Interviews can feel like a performance—especially on camera. The good news: you don’t need a two-hour prep marathon to show up confident. You need a repeatable routine that steadies your nerves, sharpens your answers, and improves your first impression.
Why a short routine works
When you’re anxious, your brain looks for certainty. A consistent pre-interview routine creates predictability, which helps you sound clearer, think faster, and avoid “blanking” mid-answer.
A simple 10-minute routine (try it before every interview)
1) Minute 1: Reset your breathing
- Try box breathing: inhale 4 seconds → hold 4 → exhale 4 → hold 4 (repeat)
- Goal: slow your pace so you don’t start the interview at “fast-forward” speed
2) Minutes 2–4: Warm up your voice (yes, really)

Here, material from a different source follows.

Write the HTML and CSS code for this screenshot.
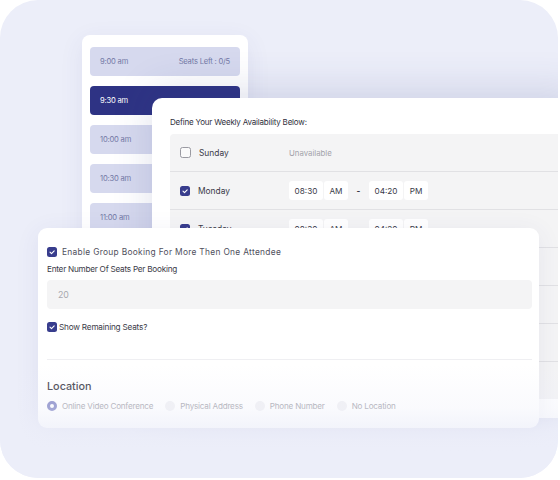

- Read one short paragraph out loud (any text)
- Practice saying your opening line: “Thanks for having me—excited to learn more about the role.”
- Tip: If it’s a virtual interview, check that your mic isn’t causing you to speak louder than normal
3) Minutes 5–7: Review your “3 stories” bank
Pick three STAR stories you can adapt to multiple questions:
- A win (impact/result)
- A challenge (conflict/constraint)
- A learning moment (mistake → improvement)
Use a quick checklist:
- Situation/Task: one sentence each
- Action: 2–3 specific steps you took
- Result: numbers if possible, or clear outcomes
4) Minutes 8–9: Set your camera + body language cues
In virtual interviews, your nonverbals carry extra weight.
- Camera at eye level, not laptop-below-chin level
- Light in front of you, not behind you
- Posture cue: feet grounded + shoulders back + hands visible (reduces fidgeting)
- Place a sticky note near the camera: “Look here.”
5) Minute 10: Choose your “anchor” mindset
Pick one sentence that guides your tone:
- “I’m here to help them solve a problem.”
- “Curiosity over perfection.”
- “Speak slowly and land the point.”
Bonus: Two questions to ask that instantly raise your signal
When it’s your turn, try one of these:
- “What does success look like in the first 60–90 days?”
- “What are the biggest challenges the team is facing right now?”
They invite specifics—and give you a clean opening to connect your experience to their needs.
What’s in your pre-interview routine today—and which part do you wish you did more consistently?